The UN's children's agency called Monday for Yemen to improve safeguards for kids as it discusses how to draft a new constitution, by for instance ensuring access to clean water and battling child marriages.

Yemen is currently engaged in a national dialogue as part of a UN-brokered deal that eased former strongman Ali Abdullah Saleh from power last year after an 11-month uprising against his 33-year rule.

The talks, which aim to pave the way for elections in 2014 and for the creation of a new constitution, "give us a once in a lifetime opportunity ... to ensure that the rights of children are fully baked into the constitution," UNICEF's Yemen representative Julien Harneis told reporters in Geneva.

A major problem in Yemen, ravaged by years of factional strife and widespread poverty, is that there is no clear definition of what constitutes a child, making it difficult to battle child marriages, or to ensure that juvenile offenders are not tried -- and executed -- as adults, he said.

"Depending upon which bit of legislation (you look at), a child in Yemen can be somebody under 14, somebody under 15, somebody under 16 or somebody under 18," Harneis pointed out.

This, on top of the fact that only around 21 percent of births are registered in Yemen, meaning many people do not know their exact age, and that there are no laws against child marriage, means the practice is widespread, he said.

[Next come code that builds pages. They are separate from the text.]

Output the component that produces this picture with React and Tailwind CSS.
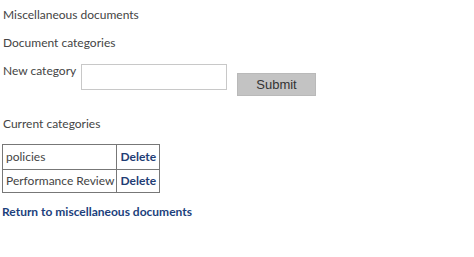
const categories = ['policies', 'Performance Review'];

const App = () => {
  return (
    <div className="w-[474px] h-[257px] bg-white text-[12px] leading-[16px] text-[#444] font-['Lato',sans-serif]">
      <div className="pl-[3px] pt-[7px]">
        <p>Miscellaneous documents</p>
        <p className="mt-[12px]">Document categories</p>

        {/* new category form */}
        <form className="flex items-start mt-[12px]" onSubmit={(e) => e.preventDefault()}>
          <label className="w-[78px]">New category</label>
          <input
            type="text"
            className="w-[146px] h-[26px] mt-[1px] border border-[#c8c8c8] bg-white px-1 outline-none"
          />
          <button
            type="submit"
            className="ml-[10px] mt-[10px] w-[79px] h-[23px] bg-[#c3c3c3] border border-[#b9b9b9] text-[13px] text-[#333] font-['Liberation_Sans',Arial,sans-serif]"
          >
            Submit
          </button>
        </form>

        <p className="mt-[20px]">Current categories</p>
      </div>

      <table className="ml-[2px] mt-[12px] border-collapse border border-[#555]">
        <tbody>
          {categories.map((name, i) => (
            <tr key={name} className={i === 0 ? 'h-[25px]' : 'h-[23px]'}>
              <td className="border border-[#777] pl-[3px] pr-[2px] py-0">{name}</td>
              <td className="border border-[#777] px-[3px] py-0 font-bold text-[#1f3d75]">
                <a href="#">Delete</a>
              </td>
            </tr>
          ))}
        </tbody>
      </table>

      <div className="pl-[2px] mt-[11px]">
        <a href="#" className="font-bold text-[#1c3f7c]">Return to miscellaneous documents</a>
      </div>
    </div>
  );
};

export default App;
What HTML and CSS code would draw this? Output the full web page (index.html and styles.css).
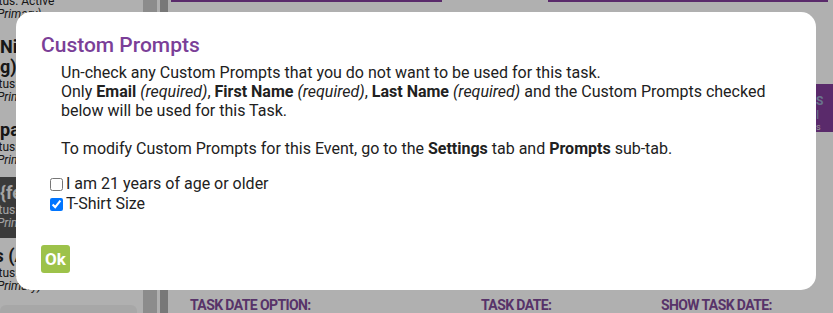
FILE: index.html
```html
<!DOCTYPE html>
<html lang="en">
<head>
  <meta charset="utf-8">
  <meta name="viewport" content="width=device-width, initial-scale=1">
  <title>Task Settings</title>
<link rel="stylesheet" href="styles.css">
</head>
<body>
  <div class="page">
    <aside class="sidebar">
      <div class="item first">
        <div class="item-title">Parking Lot</div>
        <div class="item-status">Status: Active</div>
        <div class="item-role">(Primary)</div>
      </div>
      <div class="item">
        <div class="item-title">Night Shift (Parkin<br>g)</div>
        <div class="item-status">Status: Active</div>
        <div class="item-role">(Primary)</div>
      </div>
      <div class="item">
        <div class="item-title shift-s">Spanish Mass</div>
        <div class="item-status">Status: Active</div>
        <div class="item-role">(Primary)</div>
      </div>
      <div class="item selected">
        <div class="item-title">{feedback}</div>
        <div class="item-status">Status: Active</div>
        <div class="item-role">(Primary)</div>
      </div>
      <div class="item">
        <div class="item-title shift-l">Ushers (AM)</div>
        <div class="item-status">Status: Active</div>
        <div class="item-role">(Primary)</div>
      </div>
      <div class="item add-box"></div>
    </aside>
    <div class="gutter"></div>
    <div class="gutter dark"></div>
    <main class="content">
      <div class="top-bars">
        <div class="tab-bar short"></div>
        <div class="tab-bar long"></div>
      </div>
      <div class="banner">
        <strong>S</strong>
        <span>I</span>
        <small>ows</small>
      </div>
      <div class="date-row">
        <div class="date-field wide">
          <label>TASK DATE OPTION:</label>
          <div class="date-input"></div>
        </div>
        <div class="date-field">
          <label>TASK DATE:</label>
          <div class="date-input"></div>
        </div>
        <div class="date-field">
          <label>SHOW TASK DATE:</label>
          <div class="date-input"></div>
        </div>
      </div>
    </main>
  </div>

  <div class="overlay">
    <div class="modal">
      <h2>Custom Prompts</h2>
      <p class="modal-text">
        Un-check any Custom Prompts that you do not want to be used for this task.<br>
        Only <b>Email</b> <i>(required)</i>, <b>First Name</b> <i>(required)</i>, <b>Last Name</b> <i>(required)</i> and the Custom Prompts checked below will be used for this Task.<br>
        <br>
        To modify Custom Prompts for this Event, go to the <b>Settings</b> tab and <b>Prompts</b> sub-tab.
      </p>
      <div class="prompt-list">
        <label><input type="checkbox">I am 21 years of age or older</label>
        <label><input type="checkbox" checked>T-Shirt Size</label>
      </div>
      <button class="ok-btn">Ok</button>
    </div>
  </div>
</body>
</html>
```
FILE: styles.css
```css
html, body {
  margin: 0;
  height: 100%;
  overflow: hidden;
}
body {
  font-family: Roboto, "Liberation Sans", sans-serif;
  background: #fff;
  color: #222;
}
.page {
  display: flex;
  height: 100%;
}
.sidebar {
  width: 143px;
  flex: none;
  display: flex;
  flex-direction: column;
  gap: 2px;
  overflow: hidden;
  background: #fff;
}
.item {
  padding: 6px 0 8px;
  white-space: nowrap;
}
.item.first {
  margin-top: -32px;
}
.item-title {
  font-size: 18px;
  font-weight: bold;
  line-height: 20px;
}
.item-title.shift-s {
  margin-left: -11px;
}
.item-title.shift-l {
  margin-left: -53px;
}
.item-status {
  font-size: 12px;
  line-height: 14px;
  margin-left: -19px;
}
.item-role {
  font-size: 12px;
  font-style: italic;
  line-height: 13px;
  margin-left: -7px;
}
.item.selected {
  background: #555;
  color: #eee;
}
.item.add-box {
  margin: 2px 6px 0 0;
  height: 40px;
  background: #f2f2f2;
  border-radius: 6px;
}
.gutter {
  width: 14px;
  flex: none;
  background: #cbcbcb;
  border-right: 3px solid #fff;
}
.gutter.dark {
  width: 8px;
  background: #aeaeae;
  border-right: none;
}
.content {
  flex: 1;
  display: flex;
  flex-direction: column;
  padding-left: 22px;
}
.top-bars {
  display: flex;
  height: 2px;
}
.tab-bar {
  background: #833d9b;
}
.tab-bar.short {
  margin-left: -19px;
  width: 271px;
}
.tab-bar.long {
  margin-left: 106px;
  width: 280px;
}
.banner {
  align-self: flex-end;
  margin-top: 82px;
  width: 17px;
  height: 48px;
  background: #833d9b;
  color: #9ac;
  font-size: 12px;
  display: flex;
  flex-direction: column;
  padding-left: 4px;
  overflow: hidden;
  white-space: nowrap;
}
.banner strong {
  margin-top: 10px;
}
.banner small {
  font-size: 9px;
  margin-left: -12px;
  color: #ddd;
}
.date-row {
  margin-top: auto;
  margin-bottom: -8px;
  display: flex;
  gap: 20px;
  height: 24px;
}
.date-field {
  display: flex;
  flex-direction: column;
  width: 160px;
}
.date-field.wide {
  width: 271px;
}
.date-field label {
  font-size: 14px;
  font-weight: bold;
  letter-spacing: -0.6px;
  color: #7f4a98;
  line-height: 16px;
}
.date-input {
  margin-top: 3px;
  height: 20px;
  border: 1px solid #ccc;
  background: #fff;
}

.overlay {
  position: fixed;
  inset: 0;
  background: rgba(0, 0, 0, 0.31);
  padding: 12px 17px 0 16px;
}
.modal {
  background: #fff;
  border-radius: 15px;
  height: 278px;
  box-sizing: border-box;
  padding: 19px 25px 0;
}
.modal h2 {
  margin: 0;
  font-size: 21px;
  font-weight: 500;
  line-height: 28px;
  color: #7b3f98;
}
.modal-text {
  margin: 4px 0 0 20px;
  font-size: 16px;
  line-height: 19px;
  color: #212121;
}
.prompt-list {
  display: flex;
  flex-direction: column;
  margin: 16px 0 0 5px;
  font-size: 16px;
  line-height: 20px;
}
.prompt-list label {
  display: flex;
  align-items: center;
}
.prompt-list input {
  margin: 0 3px 0 4px;
  width: 13px;
  height: 13px;
}
.ok-btn {
  margin-top: 31px;
  border: none;
  border-radius: 3px;
  background: #9dc24a;
  color: #fff;
  font-family: Roboto, "Liberation Sans", sans-serif;
  font-size: 17px;
  font-weight: bold;
  padding: 0 4px;
  height: 28px;
  line-height: 28px;
}
```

"We see children who are married at the age of 9 or 10 years old," he lamented.

Yemen does have laws against executing people who commit crimes as children, but, Harneis said, the laws are "insufficiently clear and there are difficulties in proving people's age at the time of offence."

As a result, there are currently 25 juvenile offenders on Yemen's death row.

The lack of clarity around what constitutes a child and how old most people are has also contributed to making Yemen fertile ground for human trafficking of kids, especially boys, according to UNICEF.

From June 2012 to May 2013, 788 rescued children who had been trafficked were received at a UNICEF-supported care centre in Haradh, in central Yemen.

"Given that these figures only include children that have been rescued, they potentially represent just the tip of the iceberg," the UN agency said.

In Yemen -- one of the world's most water-stressed countries -- there is also a desperate need to legislate how water is distributed, Harneis said, pointing out that lacking access to clean water has especially devastating implications for children.

Today, only about six percent of Yemen's water goes to households, with Yemenis on average having access to just 15 litres a day, instead of the 40 litres they should have, according to national standards.